### [Supplied material]

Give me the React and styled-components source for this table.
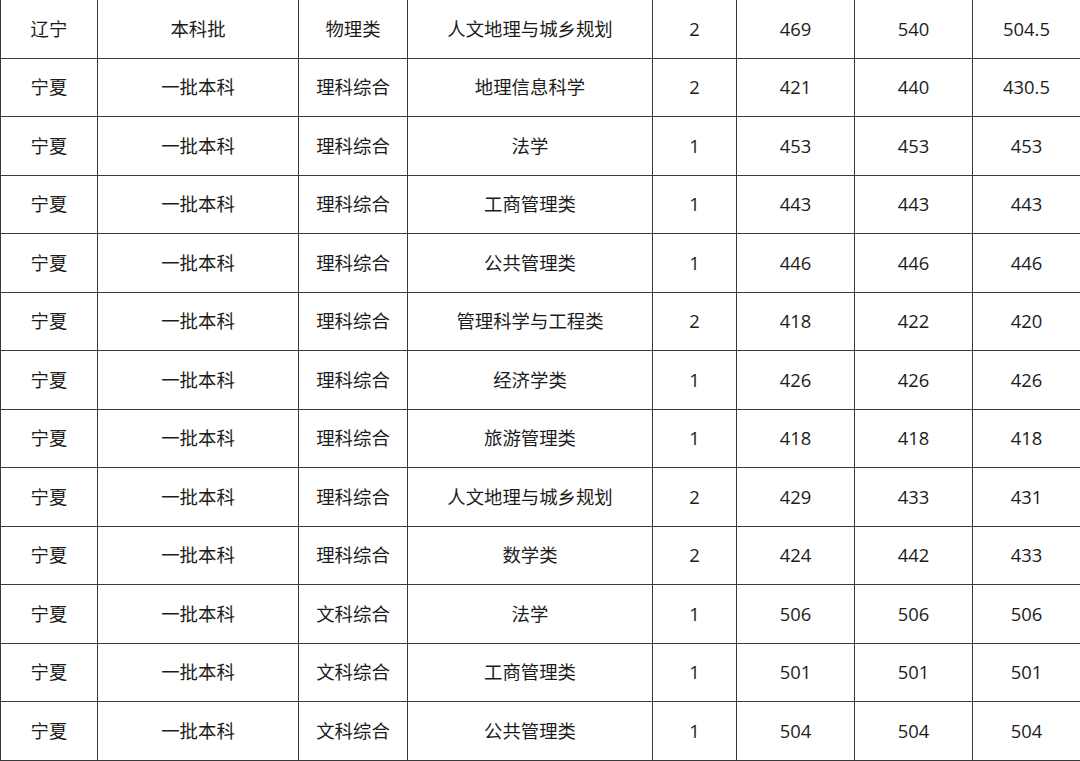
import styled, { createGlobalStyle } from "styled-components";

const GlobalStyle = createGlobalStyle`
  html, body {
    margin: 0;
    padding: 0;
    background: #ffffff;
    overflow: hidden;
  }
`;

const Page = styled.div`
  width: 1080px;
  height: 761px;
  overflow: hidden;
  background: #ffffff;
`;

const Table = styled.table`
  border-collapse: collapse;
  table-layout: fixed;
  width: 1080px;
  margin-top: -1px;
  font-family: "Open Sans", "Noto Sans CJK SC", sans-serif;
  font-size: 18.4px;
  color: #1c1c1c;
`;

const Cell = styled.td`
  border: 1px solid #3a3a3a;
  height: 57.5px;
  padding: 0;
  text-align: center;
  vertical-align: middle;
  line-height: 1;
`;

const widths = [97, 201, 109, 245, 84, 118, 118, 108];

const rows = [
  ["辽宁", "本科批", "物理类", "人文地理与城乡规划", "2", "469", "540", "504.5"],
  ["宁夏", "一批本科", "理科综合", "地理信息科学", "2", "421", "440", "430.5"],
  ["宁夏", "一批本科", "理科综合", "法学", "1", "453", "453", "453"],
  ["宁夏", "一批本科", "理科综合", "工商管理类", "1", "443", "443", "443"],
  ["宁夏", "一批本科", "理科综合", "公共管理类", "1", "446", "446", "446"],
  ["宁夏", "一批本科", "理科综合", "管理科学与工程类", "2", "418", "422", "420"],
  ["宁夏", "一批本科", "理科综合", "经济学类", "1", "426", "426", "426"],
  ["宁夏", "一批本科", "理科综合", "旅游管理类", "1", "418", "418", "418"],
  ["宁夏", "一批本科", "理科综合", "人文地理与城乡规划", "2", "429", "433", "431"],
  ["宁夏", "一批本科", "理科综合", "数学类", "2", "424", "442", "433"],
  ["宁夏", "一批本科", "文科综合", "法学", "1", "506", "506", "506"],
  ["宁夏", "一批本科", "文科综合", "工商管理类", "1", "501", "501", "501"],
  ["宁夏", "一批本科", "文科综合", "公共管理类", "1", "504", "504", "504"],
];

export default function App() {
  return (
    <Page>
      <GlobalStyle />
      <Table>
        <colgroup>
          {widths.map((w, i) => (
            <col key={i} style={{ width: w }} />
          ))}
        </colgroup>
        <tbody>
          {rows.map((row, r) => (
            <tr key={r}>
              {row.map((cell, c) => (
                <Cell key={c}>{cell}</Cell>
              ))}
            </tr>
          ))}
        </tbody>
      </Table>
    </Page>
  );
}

--

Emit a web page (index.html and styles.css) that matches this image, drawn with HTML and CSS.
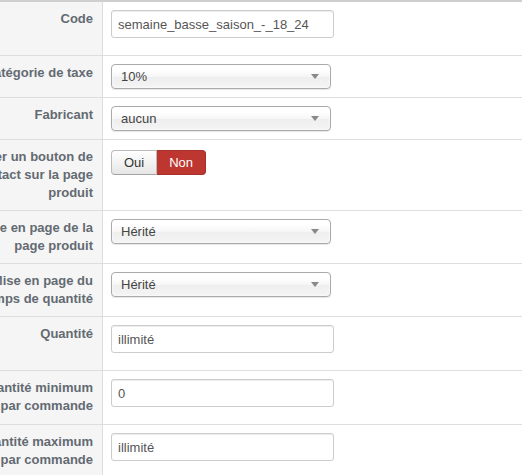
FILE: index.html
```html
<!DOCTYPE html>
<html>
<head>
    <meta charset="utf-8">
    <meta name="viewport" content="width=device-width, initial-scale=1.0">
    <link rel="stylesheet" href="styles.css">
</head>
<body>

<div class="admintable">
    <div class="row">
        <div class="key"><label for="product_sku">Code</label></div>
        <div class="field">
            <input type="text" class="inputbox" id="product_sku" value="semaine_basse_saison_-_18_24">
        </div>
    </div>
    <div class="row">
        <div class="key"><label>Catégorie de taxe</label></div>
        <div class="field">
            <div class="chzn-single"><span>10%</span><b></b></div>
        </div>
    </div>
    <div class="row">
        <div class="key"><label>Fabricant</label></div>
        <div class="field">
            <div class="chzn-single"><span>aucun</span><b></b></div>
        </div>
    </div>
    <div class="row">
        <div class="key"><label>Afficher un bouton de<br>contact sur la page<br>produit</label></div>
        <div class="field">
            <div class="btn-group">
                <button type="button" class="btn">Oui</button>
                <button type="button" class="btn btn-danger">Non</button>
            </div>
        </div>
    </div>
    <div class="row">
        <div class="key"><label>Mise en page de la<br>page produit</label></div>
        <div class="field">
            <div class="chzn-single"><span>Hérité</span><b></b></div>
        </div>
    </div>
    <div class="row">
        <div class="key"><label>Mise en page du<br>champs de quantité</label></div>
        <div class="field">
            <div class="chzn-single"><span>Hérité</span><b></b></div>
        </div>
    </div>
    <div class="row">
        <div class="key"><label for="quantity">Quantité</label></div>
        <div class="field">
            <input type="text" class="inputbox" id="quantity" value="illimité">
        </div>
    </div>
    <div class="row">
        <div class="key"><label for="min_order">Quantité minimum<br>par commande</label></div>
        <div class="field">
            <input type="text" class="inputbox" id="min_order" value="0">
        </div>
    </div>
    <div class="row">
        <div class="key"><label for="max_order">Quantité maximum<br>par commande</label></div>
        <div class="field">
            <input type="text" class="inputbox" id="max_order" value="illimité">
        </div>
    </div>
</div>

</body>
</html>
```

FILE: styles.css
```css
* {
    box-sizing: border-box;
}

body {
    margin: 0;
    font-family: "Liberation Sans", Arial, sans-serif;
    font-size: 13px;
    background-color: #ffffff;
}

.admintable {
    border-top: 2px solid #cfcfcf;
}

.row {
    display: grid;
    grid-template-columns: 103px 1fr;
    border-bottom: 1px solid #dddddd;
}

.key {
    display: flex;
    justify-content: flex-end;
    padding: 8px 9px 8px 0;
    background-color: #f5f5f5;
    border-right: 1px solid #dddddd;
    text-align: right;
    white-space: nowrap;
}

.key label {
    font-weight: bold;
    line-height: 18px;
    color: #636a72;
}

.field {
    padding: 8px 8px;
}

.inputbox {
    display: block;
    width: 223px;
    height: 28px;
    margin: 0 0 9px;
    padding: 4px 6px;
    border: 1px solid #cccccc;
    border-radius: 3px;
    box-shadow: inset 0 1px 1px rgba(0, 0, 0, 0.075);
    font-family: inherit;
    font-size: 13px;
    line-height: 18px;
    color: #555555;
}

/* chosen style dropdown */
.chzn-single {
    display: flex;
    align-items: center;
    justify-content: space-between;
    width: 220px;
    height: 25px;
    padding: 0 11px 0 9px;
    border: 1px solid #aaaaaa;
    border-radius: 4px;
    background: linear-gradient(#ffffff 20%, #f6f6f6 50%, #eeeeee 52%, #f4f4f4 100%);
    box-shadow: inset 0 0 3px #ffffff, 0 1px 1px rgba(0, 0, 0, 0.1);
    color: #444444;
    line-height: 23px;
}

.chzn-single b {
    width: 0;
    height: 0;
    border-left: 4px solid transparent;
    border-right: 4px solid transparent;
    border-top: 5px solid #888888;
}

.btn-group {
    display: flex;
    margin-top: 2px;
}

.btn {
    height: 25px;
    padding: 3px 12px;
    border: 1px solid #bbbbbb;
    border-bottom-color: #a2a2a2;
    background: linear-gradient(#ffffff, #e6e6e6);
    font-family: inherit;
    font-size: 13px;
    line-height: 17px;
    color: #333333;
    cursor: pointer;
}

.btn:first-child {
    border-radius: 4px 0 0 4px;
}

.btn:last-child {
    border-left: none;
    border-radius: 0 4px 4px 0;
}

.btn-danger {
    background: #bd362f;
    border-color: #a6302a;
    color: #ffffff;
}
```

---

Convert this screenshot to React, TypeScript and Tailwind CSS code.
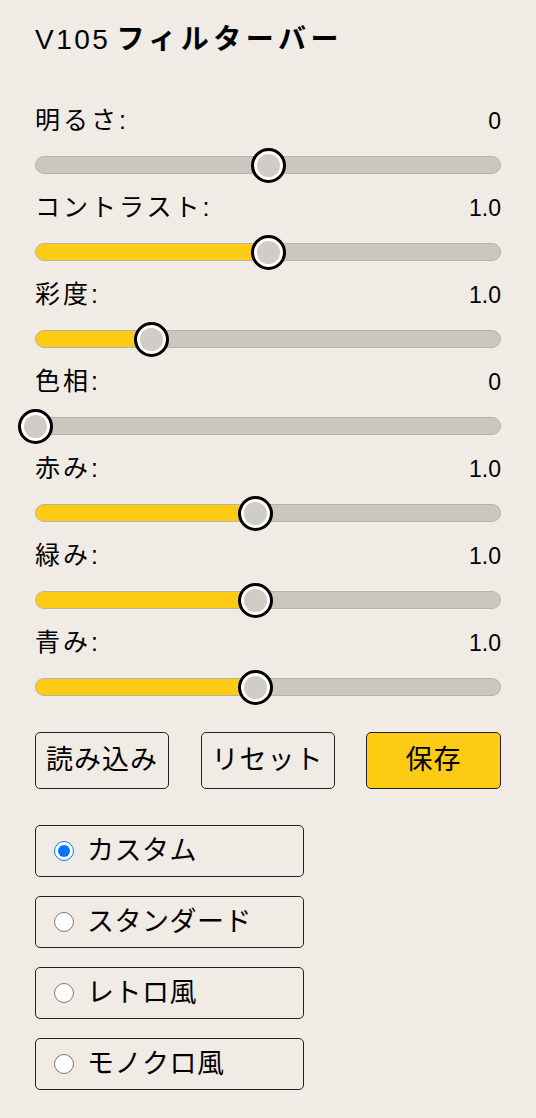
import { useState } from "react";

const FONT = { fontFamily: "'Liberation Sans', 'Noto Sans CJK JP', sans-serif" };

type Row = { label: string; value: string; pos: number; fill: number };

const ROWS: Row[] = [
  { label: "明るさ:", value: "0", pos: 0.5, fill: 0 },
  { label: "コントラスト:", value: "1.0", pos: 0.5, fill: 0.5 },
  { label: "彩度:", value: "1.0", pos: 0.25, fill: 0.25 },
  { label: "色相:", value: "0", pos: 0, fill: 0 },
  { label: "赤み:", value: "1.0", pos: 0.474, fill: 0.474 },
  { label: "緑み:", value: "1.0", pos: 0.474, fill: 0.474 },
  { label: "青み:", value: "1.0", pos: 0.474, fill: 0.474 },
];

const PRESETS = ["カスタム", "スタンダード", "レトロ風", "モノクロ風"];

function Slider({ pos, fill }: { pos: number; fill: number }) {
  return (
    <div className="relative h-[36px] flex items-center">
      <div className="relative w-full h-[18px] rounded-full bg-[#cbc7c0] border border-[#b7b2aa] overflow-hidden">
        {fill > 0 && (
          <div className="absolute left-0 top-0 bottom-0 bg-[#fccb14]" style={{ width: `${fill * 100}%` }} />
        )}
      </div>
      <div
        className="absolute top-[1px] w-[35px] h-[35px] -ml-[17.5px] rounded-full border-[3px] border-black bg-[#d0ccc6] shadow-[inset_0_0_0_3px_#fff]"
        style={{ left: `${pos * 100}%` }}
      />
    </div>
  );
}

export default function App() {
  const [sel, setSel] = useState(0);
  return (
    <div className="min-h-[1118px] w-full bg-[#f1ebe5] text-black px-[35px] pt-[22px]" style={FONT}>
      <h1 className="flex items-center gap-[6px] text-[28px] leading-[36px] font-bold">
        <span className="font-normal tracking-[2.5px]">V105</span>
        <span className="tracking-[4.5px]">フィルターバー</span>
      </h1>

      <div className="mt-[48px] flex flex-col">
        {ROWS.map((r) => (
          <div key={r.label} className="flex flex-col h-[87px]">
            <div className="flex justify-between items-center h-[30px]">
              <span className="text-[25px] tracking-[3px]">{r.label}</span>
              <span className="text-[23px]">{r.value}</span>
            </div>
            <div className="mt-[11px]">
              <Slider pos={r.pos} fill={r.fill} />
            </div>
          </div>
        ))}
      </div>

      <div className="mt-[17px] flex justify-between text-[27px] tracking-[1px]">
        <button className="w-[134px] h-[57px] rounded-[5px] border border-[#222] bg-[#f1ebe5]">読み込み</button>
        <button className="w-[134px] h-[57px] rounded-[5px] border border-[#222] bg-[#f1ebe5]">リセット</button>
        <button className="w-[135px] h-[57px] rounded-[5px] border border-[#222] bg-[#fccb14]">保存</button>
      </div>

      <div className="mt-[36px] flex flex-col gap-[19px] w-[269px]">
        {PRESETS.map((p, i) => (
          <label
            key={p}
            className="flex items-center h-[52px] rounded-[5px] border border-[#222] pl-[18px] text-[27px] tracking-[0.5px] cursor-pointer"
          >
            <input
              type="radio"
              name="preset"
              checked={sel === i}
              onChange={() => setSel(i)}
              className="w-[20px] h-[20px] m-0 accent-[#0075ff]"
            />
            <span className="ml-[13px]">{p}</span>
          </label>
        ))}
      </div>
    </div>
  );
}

### [Task instructions]
In the listing above, find the line containing "Convert this screenshot" and the line containing "string; value: string;". Reproduce those lines and all between them exactly, with no pictures and nothing more.

### [Written answer]
Convert this screenshot to React, TypeScript and Tailwind CSS code.
import { useState } from "react";

const FONT = { fontFamily: "'Liberation Sans', 'Noto Sans CJK JP', sans-serif" };

type Row = { label: string; value: string; pos: number; fill: number };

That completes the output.